Given task ▸
Reproduce the listing word for word, leaving every picture behind.

Stored data ▸
☆ ☆ ☆ ☆ ☆

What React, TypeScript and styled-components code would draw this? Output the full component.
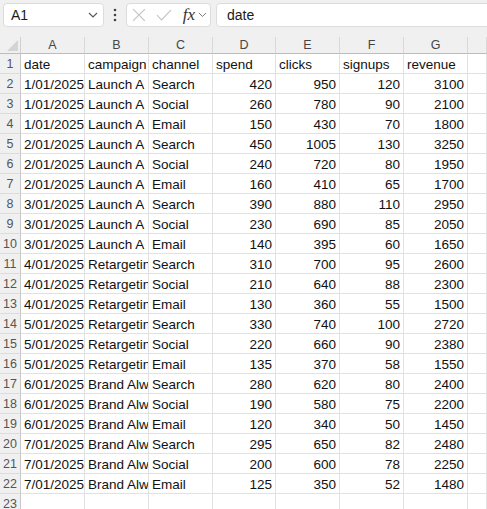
import React from "react";
import styled, { createGlobalStyle } from "styled-components";

const GlobalStyle = createGlobalStyle`
  html, body {
    margin: 0;
    padding: 0;
    background: #ffffff;
    overflow: hidden;
  }

  body {
    font-family: "Liberation Sans", Arial, sans-serif;
  }
`;

type Row = [string, string, string, number, number, number, number];

const headers = ["date", "campaign", "channel", "spend", "clicks", "signups", "revenue"];

const rows: Row[] = [
  ["1/01/2025", "Launch A", "Search", 420, 950, 120, 3100],
  ["1/01/2025", "Launch A", "Social", 260, 780, 90, 2100],
  ["1/01/2025", "Launch A", "Email", 150, 430, 70, 1800],
  ["2/01/2025", "Launch A", "Search", 450, 1005, 130, 3250],
  ["2/01/2025", "Launch A", "Social", 240, 720, 80, 1950],
  ["2/01/2025", "Launch A", "Email", 160, 410, 65, 1700],
  ["3/01/2025", "Launch A", "Search", 390, 880, 110, 2950],
  ["3/01/2025", "Launch A", "Social", 230, 690, 85, 2050],
  ["3/01/2025", "Launch A", "Email", 140, 395, 60, 1650],
  ["4/01/2025", "Retargeting", "Search", 310, 700, 95, 2600],
  ["4/01/2025", "Retargeting", "Social", 210, 640, 88, 2300],
  ["4/01/2025", "Retargeting", "Email", 130, 360, 55, 1500],
  ["5/01/2025", "Retargeting", "Search", 330, 740, 100, 2720],
  ["5/01/2025", "Retargeting", "Social", 220, 660, 90, 2380],
  ["5/01/2025", "Retargeting", "Email", 135, 370, 58, 1550],
  ["6/01/2025", "Brand Always-On", "Search", 280, 620, 80, 2400],
  ["6/01/2025", "Brand Always-On", "Social", 190, 580, 75, 2200],
  ["6/01/2025", "Brand Always-On", "Email", 120, 340, 50, 1450],
  ["7/01/2025", "Brand Always-On", "Search", 295, 650, 82, 2480],
  ["7/01/2025", "Brand Always-On", "Social", 200, 600, 78, 2250],
  ["7/01/2025", "Brand Always-On", "Email", 125, 350, 52, 1480],
];

const letters = ["A", "B", "C", "D", "E", "F", "G", ""];

function Chevron() {
  return (
    <svg width="10" height="6" viewBox="0 0 10 6">
      <path d="M1 1 L5 5 L9 1" fill="none" stroke="#555" strokeWidth="1.1" />
    </svg>
  );
}

function App() {
  return (
    <>
      <GlobalStyle />
      <Page>
        <Toolbar>
          <NameBox>
            <span>A1</span>
            <Chevron />
          </NameBox>
          <More>
            <svg width="4" height="14" viewBox="0 0 4 14">
              <circle cx="2" cy="2" r="1.3" fill="#444" />
              <circle cx="2" cy="7" r="1.3" fill="#444" />
              <circle cx="2" cy="12" r="1.3" fill="#444" />
            </svg>
          </More>
          <FxBox>
            <svg width="14" height="14" viewBox="0 0 14 14">
              <path d="M1 1 L13 13 M13 1 L1 13" stroke="#c2c2c2" strokeWidth="1.1" />
            </svg>
            <svg width="16" height="12" viewBox="0 0 16 12">
              <path d="M1 6 L5.5 11 L15 1" fill="none" stroke="#c2c2c2" strokeWidth="1.1" />
            </svg>
            <Fx>fx</Fx>
            <svg width="9" height="6" viewBox="0 0 9 6">
              <path d="M1 1 L4.5 4.5 L8 1" fill="none" stroke="#777" strokeWidth="1" />
            </svg>
          </FxBox>
          <FormulaInput>date</FormulaInput>
        </Toolbar>

        <Sheet>
          <Corner>
            <svg width="11" height="11" viewBox="0 0 11 11">
              <path d="M11 0 L11 11 L0 11 Z" fill="#d4d4d4" />
            </svg>
          </Corner>
          {letters.map((l, i) => (
            <ColHeader key={"h" + i}>{l}</ColHeader>
          ))}

          <RowHeader>1</RowHeader>
          {headers.map((h) => (
            <Cell key={h}>{h}</Cell>
          ))}
          <Cell />

          {rows.map((r, i) => (
            <React.Fragment key={i}>
              <RowHeader>{i + 2}</RowHeader>
              <Cell $align="right">{r[0]}</Cell>
              <Cell>{r[1]}</Cell>
              <Cell>{r[2]}</Cell>
              <Cell $align="right">{r[3]}</Cell>
              <Cell $align="right">{r[4]}</Cell>
              <Cell $align="right">{r[5]}</Cell>
              <Cell $align="right">{r[6]}</Cell>
              <Cell />
            </React.Fragment>
          ))}

          <RowHeader>23</RowHeader>
          {letters.map((_, i) => (
            <Cell key={"e" + i} />
          ))}
        </Sheet>
      </Page>
    </>
  );
}

const Page = styled.div`
  width: 487px;
  height: 509px;
  overflow: hidden;
`;

const Toolbar = styled.div`
  display: flex;
  align-items: flex-start;
  height: 37px;
  box-sizing: border-box;
  padding: 3px 0 0 3px;
  background: #f0f0f0;
`;

const Box = styled.div`
  display: flex;
  align-items: center;
  height: 24px;
  box-sizing: border-box;
  background: #ffffff;
  border: 1px solid #dcdcdc;
  border-radius: 4px;
`;

const NameBox = styled(Box)`
  width: 101px;
  justify-content: space-between;
  padding: 0 5px 0 7px;
  font-size: 14px;
  color: #1a1a1a;
`;

const More = styled.div`
  width: 22px;
  height: 24px;
  display: flex;
  align-items: center;
  justify-content: center;
`;

const FxBox = styled(Box)`
  width: 85px;
  padding: 0 3px 0 5px;
  gap: 9px;
  svg:nth-child(2) {
    margin-left: 1px;
  }
  svg:last-child {
    margin-left: -6px;
  }
`;

const Fx = styled.span`
  font-family: "Liberation Serif", "Times New Roman", serif;
  font-style: italic;
  font-size: 17px;
  color: #333;
  margin-left: 2px;
`;

const FormulaInput = styled(Box)`
  flex: 1;
  margin-left: 5px;
  margin-right: -6px;
  padding-left: 10px;
  font-size: 14px;
  color: #1a1a1a;
`;

const Sheet = styled.div`
  display: grid;
  grid-template-columns: 21px 64px 64px 64px 63px 64px 64px 64px 1fr;
  grid-template-rows: 17px;
  grid-auto-rows: 20px;
  background: #ffffff;
`;

const Corner = styled.div`
  background: #f0f0f0;
  border-right: 1px solid #d0d0d0;
  border-bottom: 1px solid #bcbcbc;
  display: flex;
  align-items: flex-end;
  justify-content: flex-end;
  padding: 0 2px 2px 0;
`;

const ColHeader = styled.div`
  background: #f0f0f0;
  border-right: 1px solid #d8d8d8;
  border-bottom: 1px solid #bcbcbc;
  text-align: center;
  font-size: 12.5px;
  line-height: 16px;
  color: #454545;
`;

const RowHeader = styled.div`
  background: #f0f0f0;
  border-right: 1px solid #c8c8c8;
  border-bottom: 1px solid #dcdcdc;
  text-align: center;
  font-size: 12.5px;
  line-height: 21px;
  color: #555;
  overflow: hidden;
`;

const Cell = styled.div<{ $align?: "left" | "right" }>`
  border-right: 1px solid #e1e1e1;
  border-bottom: 1px solid #e1e1e1;
  padding: 0 3px;
  font-size: 13.5px;
  line-height: 21px;
  color: #111;
  white-space: nowrap;
  overflow: hidden;
  text-align: ${(p) => p.$align ?? "left"};
`;

export default App;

☆ ☆ ☆ ☆ ☆

The completed task ▸
What React, TypeScript and styled-components code would draw this? Output the full component.
import React from "react";
import styled, { createGlobalStyle } from "styled-components";

const GlobalStyle = createGlobalStyle`
  html, body {
    margin: 0;
    padding: 0;
    background: #ffffff;
    overflow: hidden;
  }

  body {
    font-family: "Liberation Sans", Arial, sans-serif;
  }
`;

type Row = [string, string, string, number, number, number, number];

const headers = ["date", "campaign", "channel", "spend", "clicks", "signups", "revenue"];

const rows: Row[] = [
  ["1/01/2025", "Launch A", "Search", 420, 950, 120, 3100],
  ["1/01/2025", "Launch A", "Social", 260, 780, 90, 2100],
  ["1/01/2025", "Launch A", "Email", 150, 430, 70, 1800],
  ["2/01/2025", "Launch A", "Search", 450, 1005, 130, 3250],
  ["2/01/2025", "Launch A", "Social", 240, 720, 80, 1950],
  ["2/01/2025", "Launch A", "Email", 160, 410, 65, 1700],
  ["3/01/2025", "Launch A", "Search", 390, 880, 110, 2950],
  ["3/01/2025", "Launch A", "Social", 230, 690, 85, 2050],
  ["3/01/2025", "Launch A", "Email", 140, 395, 60, 1650],
  ["4/01/2025", "Retargeting", "Search", 310, 700, 95, 2600],
  ["4/01/2025", "Retargeting", "Social", 210, 640, 88, 2300],
  ["4/01/2025", "Retargeting", "Email", 130, 360, 55, 1500],
  ["5/01/2025", "Retargeting", "Search", 330, 740, 100, 2720],
  ["5/01/2025", "Retargeting", "Social", 220, 660, 90, 2380],
  ["5/01/2025", "Retargeting", "Email", 135, 370, 58, 1550],
  ["6/01/2025", "Brand Always-On", "Search", 280, 620, 80, 2400],
  ["6/01/2025", "Brand Always-On", "Social", 190, 580, 75, 2200],
  ["6/01/2025", "Brand Always-On", "Email", 120, 340, 50, 1450],
  ["7/01/2025", "Brand Always-On", "Search", 295, 650, 82, 2480],
  ["7/01/2025", "Brand Always-On", "Social", 200, 600, 78, 2250],
  ["7/01/2025", "Brand Always-On", "Email", 125, 350, 52, 1480],
];

const letters = ["A", "B", "C", "D", "E", "F", "G", ""];

function Chevron() {
  return (
    <svg width="10" height="6" viewBox="0 0 10 6">
      <path d="M1 1 L5 5 L9 1" fill="none" stroke="#555" strokeWidth="1.1" />
    </svg>
  );
}

function App() {
  return (
    <>
      <GlobalStyle />
      <Page>
        <Toolbar>
          <NameBox>
            <span>A1</span>
            <Chevron />
          </NameBox>
          <More>
            <svg width="4" height="14" viewBox="0 0 4 14">
              <circle cx="2" cy="2" r="1.3" fill="#444" />
              <circle cx="2" cy="7" r="1.3" fill="#444" />
              <circle cx="2" cy="12" r="1.3" fill="#444" />
            </svg>
          </More>
          <FxBox>
            <svg width="14" height="14" viewBox="0 0 14 14">
              <path d="M1 1 L13 13 M13 1 L1 13" stroke="#c2c2c2" strokeWidth="1.1" />
            </svg>
            <svg width="16" height="12" viewBox="0 0 16 12">
              <path d="M1 6 L5.5 11 L15 1" fill="none" stroke="#c2c2c2" strokeWidth="1.1" />
            </svg>
            <Fx>fx</Fx>
            <svg width="9" height="6" viewBox="0 0 9 6">
              <path d="M1 1 L4.5 4.5 L8 1" fill="none" stroke="#777" strokeWidth="1" />
            </svg>
          </FxBox>
          <FormulaInput>date</FormulaInput>
        </Toolbar>

        <Sheet>
          <Corner>
            <svg width="11" height="11" viewBox="0 0 11 11">
              <path d="M11 0 L11 11 L0 11 Z" fill="#d4d4d4" />
            </svg>
          </Corner>
          {letters.map((l, i) => (
            <ColHeader key={"h" + i}>{l}</ColHeader>
          ))}

          <RowHeader>1</RowHeader>
          {headers.map((h) => (
            <Cell key={h}>{h}</Cell>
          ))}
          <Cell />

          {rows.map((r, i) => (
            <React.Fragment key={i}>
              <RowHeader>{i + 2}</RowHeader>
              <Cell $align="right">{r[0]}</Cell>
              <Cell>{r[1]}</Cell>
              <Cell>{r[2]}</Cell>
              <Cell $align="right">{r[3]}</Cell>
              <Cell $align="right">{r[4]}</Cell>
              <Cell $align="right">{r[5]}</Cell>
              <Cell $align="right">{r[6]}</Cell>
              <Cell />
            </React.Fragment>
          ))}

          <RowHeader>23</RowHeader>
          {letters.map((_, i) => (
            <Cell key={"e" + i} />
          ))}
        </Sheet>
      </Page>
    </>
  );
}

const Page = styled.div`
  width: 487px;
  height: 509px;
  overflow: hidden;
`;

const Toolbar = styled.div`
  display: flex;
  align-items: flex-start;
  height: 37px;
  box-sizing: border-box;
  padding: 3px 0 0 3px;
  background: #f0f0f0;
`;

const Box = styled.div`
  display: flex;
  align-items: center;
  height: 24px;
  box-sizing: border-box;
  background: #ffffff;
  border: 1px solid #dcdcdc;
  border-radius: 4px;
`;

const NameBox = styled(Box)`
  width: 101px;
  justify-content: space-between;
  padding: 0 5px 0 7px;
  font-size: 14px;
  color: #1a1a1a;
`;

const More = styled.div`
  width: 22px;
  height: 24px;
  display: flex;
  align-items: center;
  justify-content: center;
`;

const FxBox = styled(Box)`
  width: 85px;
  padding: 0 3px 0 5px;
  gap: 9px;
  svg:nth-child(2) {
    margin-left: 1px;
  }
  svg:last-child {
    margin-left: -6px;
  }
`;

const Fx = styled.span`
  font-family: "Liberation Serif", "Times New Roman", serif;
  font-style: italic;
  font-size: 17px;
  color: #333;
  margin-left: 2px;
`;

const FormulaInput = styled(Box)`
  flex: 1;
  margin-left: 5px;
  margin-right: -6px;
  padding-left: 10px;
  font-size: 14px;
  color: #1a1a1a;
`;

const Sheet = styled.div`
  display: grid;
  grid-template-columns: 21px 64px 64px 64px 63px 64px 64px 64px 1fr;
  grid-template-rows: 17px;
  grid-auto-rows: 20px;
  background: #ffffff;
`;

const Corner = styled.div`
  background: #f0f0f0;
  border-right: 1px solid #d0d0d0;
  border-bottom: 1px solid #bcbcbc;
  display: flex;
  align-items: flex-end;
  justify-content: flex-end;
  padding: 0 2px 2px 0;
`;

const ColHeader = styled.div`
  background: #f0f0f0;
  border-right: 1px solid #d8d8d8;
  border-bottom: 1px solid #bcbcbc;
  text-align: center;
  font-size: 12.5px;
  line-height: 16px;
  color: #454545;
`;

const RowHeader = styled.div`
  background: #f0f0f0;
  border-right: 1px solid #c8c8c8;
  border-bottom: 1px solid #dcdcdc;
  text-align: center;
  font-size: 12.5px;
  line-height: 21px;
  color: #555;
  overflow: hidden;
`;

const Cell = styled.div<{ $align?: "left" | "right" }>`
  border-right: 1px solid #e1e1e1;
  border-bottom: 1px solid #e1e1e1;
  padding: 0 3px;
  font-size: 13.5px;
  line-height: 21px;
  color: #111;
  white-space: nowrap;
  overflow: hidden;
  text-align: ${(p) => p.$align ?? "left"};
`;

export default App;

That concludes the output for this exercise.